推薦地の生物相は、大陸と一度も陸続きになったことのない隔離された環境下で、様々な進化をとげて多くの種に分化した生物から構成され、固有種率が高い。推薦地は海洋島生態系における進化の過程を代表する顕著な見本である。

ⅹ)生物多様性(希少種の生息・生育地)

推薦地は、限られた陸域でありながら、固有種を含む動植物の多様性に富んでおり、オガサワラオオコウモリやクロアシアホウドリなど世界的に重要とされる絶滅のおそれのある種の生息・生育地でもあり、北西太平洋地域における生物多様性保全のために不可欠な地域である。

父島・バードサンクチュアリ

北硫黄島

②法的な保護措置

小笠原諸島では、例えば生物進化の価値を示す乾性低木林がまとまって分布している兄島の大部分が小笠原国立公園の普通地域であるなど、既存の保護区では担保が不十分であることが、推薦に当たっての課題であった。
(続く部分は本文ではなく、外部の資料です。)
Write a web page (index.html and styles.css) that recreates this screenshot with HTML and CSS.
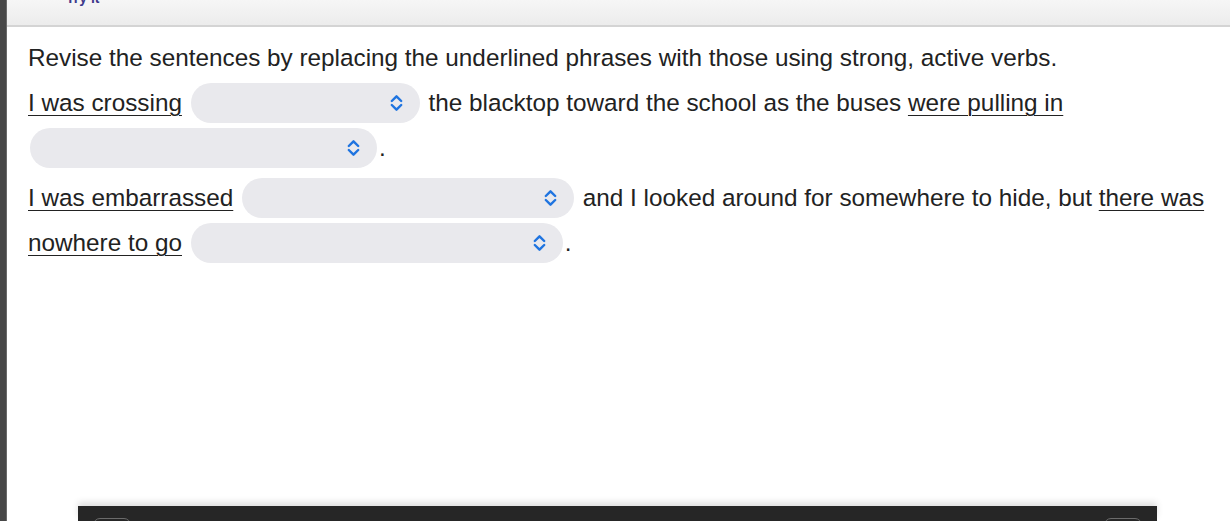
FILE: index.html
```html
<!DOCTYPE html>
<html lang="en">
<head>
<meta charset="utf-8">
<title>Revise the sentences</title>
<link rel="stylesheet" href="styles.css">
</head>
<body>
<div class="page">
  <div class="strip"></div>
  <div class="main">
    <header class="topbar"><span class="tab-label">Try it</span></header>
    <section class="content">
      <p class="prompt">Revise the sentences by replacing the underlined phrases with those using strong, active verbs.</p>
      <p class="sentence"><u>I was crossing</u> <span class="select w229"><svg class="chev" viewBox="0 0 13 18" width="13" height="18"><path d="M1.8 7 L6.5 2.3 L11.2 7 M1.8 11 L6.5 15.7 L11.2 11"/></svg></span> the blacktop toward the school as the buses <u>were pulling in</u> <span class="select w347"><svg class="chev" viewBox="0 0 13 18" width="13" height="18"><path d="M1.8 7 L6.5 2.3 L11.2 7 M1.8 11 L6.5 15.7 L11.2 11"/></svg></span>.</p>
      <p class="sentence"><u>I was embarrassed</u> <span class="select w332"><svg class="chev" viewBox="0 0 13 18" width="13" height="18"><path d="M1.8 7 L6.5 2.3 L11.2 7 M1.8 11 L6.5 15.7 L11.2 11"/></svg></span> and I looked around for somewhere to hide, but <u>there was nowhere to go</u> <span class="select w372"><svg class="chev" viewBox="0 0 13 18" width="13" height="18"><path d="M1.8 7 L6.5 2.3 L11.2 7 M1.8 11 L6.5 15.7 L11.2 11"/></svg></span>.</p>
    </section>
    <div class="toolbar">
      <span class="tool-btn"></span>
      <span class="tool-btn"></span>
    </div>
  </div>
</div>
</body>
</html>
```

FILE: styles.css
```css
* { box-sizing: border-box; }
html, body { margin: 0; padding: 0; }
body {
  width: 1230px;
  height: 521px;
  overflow: hidden;
  background: #ffffff;
  font-family: "Liberation Sans", Arial, sans-serif;
  color: #222222;
}
.page {
  display: flex;
  height: 521px;
}
.strip {
  width: 7px;
  flex: none;
  background: #474747;
  border-right: 1px solid #6a6a6a;
}
.main {
  flex: 1;
  display: flex;
  flex-direction: column;
  min-width: 0;
}
.topbar {
  height: 27px;
  flex: none;
  background: linear-gradient(#f6f6f6, #ececec);
  border-bottom: 2px solid #d4d4d4;
  display: flex;
  align-items: flex-start;
  padding-left: 59px;
  overflow: hidden;
}
.tab-label {
  font-size: 14px;
  font-weight: bold;
  line-height: 16px;
  margin-top: -10px;
  color: #3d3a8c;
}
.content {
  flex: 1;
  padding: 8px 18px 0 21px;
  font-size: 24.3px;
}
.content p { margin: 0; }
.prompt { line-height: 45px; }
.sentence { line-height: 45px; margin-bottom: 5px !important; }
u {
  text-decoration: underline;
  text-decoration-thickness: 1px;
  text-underline-offset: 4px;
}
.select {
  display: inline-flex;
  justify-content: flex-end;
  align-items: center;
  height: 40px;
  border-radius: 20px;
  background: #e9e9ed;
  vertical-align: middle;
  padding-right: 17px;
  margin: 0 2px;
  position: relative;
  top: -2px;
}
.w229 { width: 229px; }
.w347 { width: 347px; }
.w332 { width: 332px; }
.w372 { width: 372px; }
.chev {
  fill: none;
  stroke: #1f74e0;
  stroke-width: 2.4;
  stroke-linecap: round;
  stroke-linejoin: round;
}
.toolbar {
  flex: none;
  height: 15px;
  margin: 0 73px 0 71px;
  background: #262626;
  box-shadow: 0 -4px 6px rgba(0,0,0,0.12);
  display: flex;
  justify-content: space-between;
  padding: 12px 15px 0 15px;
  overflow: hidden;
}
.tool-btn {
  width: 38px;
  height: 30px;
  border: 1.5px solid #6b6b6b;
  border-radius: 7px;
}
```
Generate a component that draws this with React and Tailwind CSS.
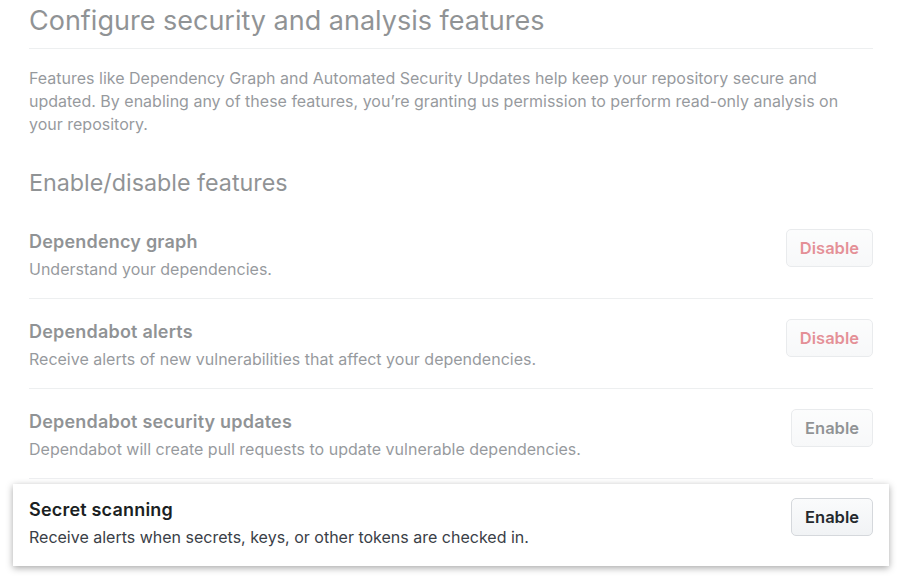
const features = [
  {
    title: "Dependency graph",
    desc: "Understand your dependencies.",
    action: "Disable",
  },
  {
    title: "Dependabot alerts",
    desc: "Receive alerts of new vulnerabilities that affect your dependencies.",
    action: "Disable",
  },
  {
    title: "Dependabot security updates",
    desc: "Dependabot will create pull requests to update vulnerable dependencies.",
    action: "Enable",
  },
];

function Button({ label, className = "" }) {
  const danger = label === "Disable";
  return (
    <button
      className={`h-[38px] px-[13px] rounded-[5px] border border-[#d5d8dc] bg-gradient-to-b from-[#fafbfc] to-[#f1f3f5] text-[16.5px] font-semibold shrink-0 ${
        danger ? "text-[#cb2431]" : "text-[#24292e]"
      } ${className}`}
    >
      {label}
    </button>
  );
}

export default function App() {
  return (
    <div
      className="w-[903px] h-[578px] bg-white overflow-hidden pl-[29px] pr-[30px]"
      style={{ fontFamily: "Inter, 'Noto Sans', sans-serif" }}
    >
      <div className="opacity-50">
        <h2 className="pt-[3px] text-[27px] leading-[36px] text-[#24292e] font-normal">
          Configure security and analysis features
        </h2>
        <div className="mt-[9px] border-t border-[#dde0e3]" />
        <p className="mt-[18px] text-[16px] leading-[23px] text-[#2f363d]">
          Features like Dependency Graph and Automated Security Updates help keep
          your repository secure and updated. By enabling any of these features,
          you’re granting us permission to perform read-only analysis on your
          repository.
        </p>
        <h3 className="mt-[32px] text-[23.3px] leading-[30px] text-[#24292e] font-normal">
          Enable/disable features
        </h3>
        <div className="mt-[11px]">
          {features.map((f) => (
            <div
              key={f.title}
              className="flex justify-between items-start pt-5 pb-[17px] border-b border-[#dde0e3]"
            >
              <div>
                <div className="text-[18px] leading-[26px] font-semibold tracking-[0.2px] text-[#24292e]">
                  {f.title}
                </div>
                <div className="mt-[2px] text-[16px] leading-[24px] text-[#2f363d]">
                  {f.desc}
                </div>
              </div>
              <Button label={f.action} />
            </div>
          ))}
        </div>
      </div>
      <div className="-mx-4 mt-[5px] px-4 pt-[13px] pb-[17px] bg-white shadow-[0_2px_7px_rgba(0,0,0,0.35)] flex justify-between items-start">
        <div>
          <div className="text-[18px] leading-[26px] font-semibold tracking-[0.2px] text-[#1b1f23]">
            Secret scanning
          </div>
          <div className="mt-[2px] text-[16px] leading-[24px] text-[#3a4047]">
            Receive alerts when secrets, keys, or other tokens are checked in.
          </div>
        </div>
        <Button label="Enable" className="mt-[1px]" />
      </div>
    </div>
  );
}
そのため、各機関がそれぞれの所管する法制度を用いて、推薦地の保護措置を強化してきた。その結果、推薦地は、南硫黄島原生自然環境保全地域、小笠原国立公園、森林生態系保護地域等によって、厳正な保護を図ることが可能となった。

③外来種対策

小笠原諸島の保全管理上の最大の課題が侵略的な外来種の対策である。小笠原諸島では推薦書の提出に先だって、関係機関が連携して様々な対策を実施してきた。環境省によるクマネズミの根絶作業の実施、林野庁によるアカギやモクマオウの対策、東京都によるノヤギ対策の実施などで多くの対策を実施し、成果を上げつつある。
例えば、東京都による聟島列島でのノヤギ根絶の達成によって同列島でのクロアシアホウドリの個体数が増加し、戦後はじめて、父島列島の孫島でのクロアシアホウドリの繁殖が確認されたことは、外来種対策の目に見える成果の一つである。

2.国際自然保護連合による現地調査

これらの成果を踏まえて我が国が提出した推薦を受けて、平成22年7月1日に国際自然保護連合の評価者2名が来日した。3日から14日まで、小笠原諸島の有する自然環境の価値について、推薦書の作成に関わった多くの専門家から現地で直接観察しながら説明し、関係機関から保護制度や保全管理について丁寧に説明した。およそ10日間の日程で、小笠原諸島のほとんどすべての側面について説明を行った。

向島・乾性低木林

父島・グリーンアノールのトラップ

母島・貨幣石(大型有孔虫の化石)

3.世界遺産一覧表への記載に向けた今後の動き

今後、提出された推薦書及び現地調査の結果に基づいて、より幅広い専門家の意見照会が行われる予定であり、その結果も併せて、国際自然保護連合により評価書がとりまとめられる予定である。この評価報告書には、小笠原諸島を世界遺産一覧表に記載すべきか否かについての勧告が付されることになる。この勧告に沿って、平成23年の世界遺産委員会において記載の可否が決定する予定である。